My first exam this week was 212. I studied about half the time that I allotted for it, concentrating the material that I missed in the second half of the semester when I stopped going to class, and making sure I was familiar with all the different styles that were introduced. Luckily for me, there was nothing on factoradic representation of numbers or sieving, but one question did ask us to write topological sort (an entire lecture was spent proving it!). The answers are definitely supposed to be short and the proofs rigorous, and if mine weren't, I knew I did something wrong. My time management was excellent: 100 points to 180 minutes means 10 points = 1 question to 18 minutes, so don't spend more than 18 minutes on a problem until you've gone through the exam! I know so many people that get dominated on exams by getting stuck on a problem halfway through the test and not getting more than 50 as a result. Gotta play the game! A 100 would not shock me, but less than an 85 would.

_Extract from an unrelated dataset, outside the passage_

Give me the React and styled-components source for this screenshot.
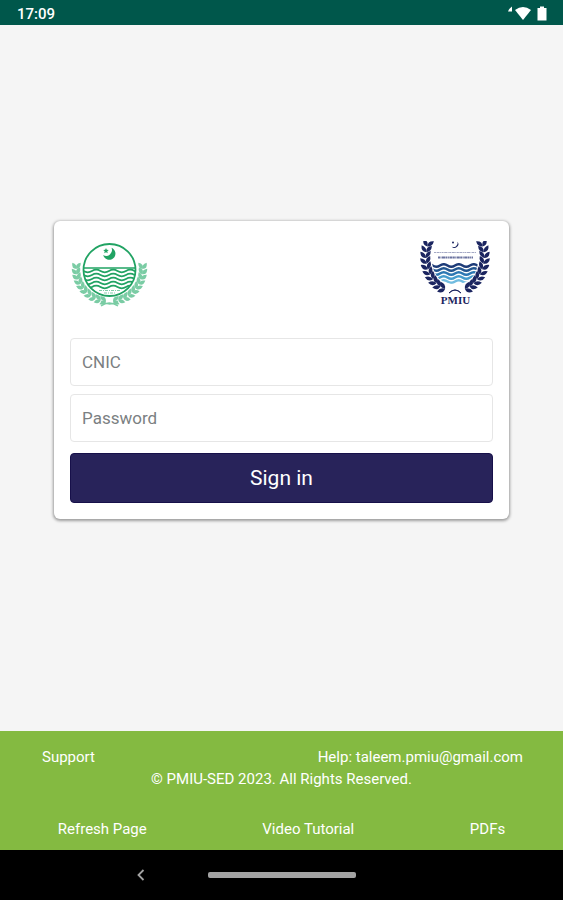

I actually overslept for my next exam (Music Systems Wed. 10am) because my alarm on my phone absolute failed me! (My roommate confirmed that he didn't hear it go off either.) I woke up at 11:30am and go "Uhhhh shit". I missed the exam, but we still had a laptop orchestra performance we had to prepare for. After two hours of hacking away at my scheduler/arpeggiator code, I gave up and implemented a simple random arpeggiator code into someone else's scheduler/client and went with it. It ended up actually sounding good, luckily the person who wrote the client I used really knew the protocols and our "techno" style sounded pretty good. I'll post recordings from our bboard.
I just finished my Computational Discrete Math take-home final. I got it early, so I can't say much about it, except that I don't think I need to do awesome on it to get an A in this course. Man, probably the most difficult class in terms of material and actual homework difficulty. I went to pretty much every lecture, but I might as well not have since Klaus just snowplows material like crazy. Supposedly, we did not get enough background from 251...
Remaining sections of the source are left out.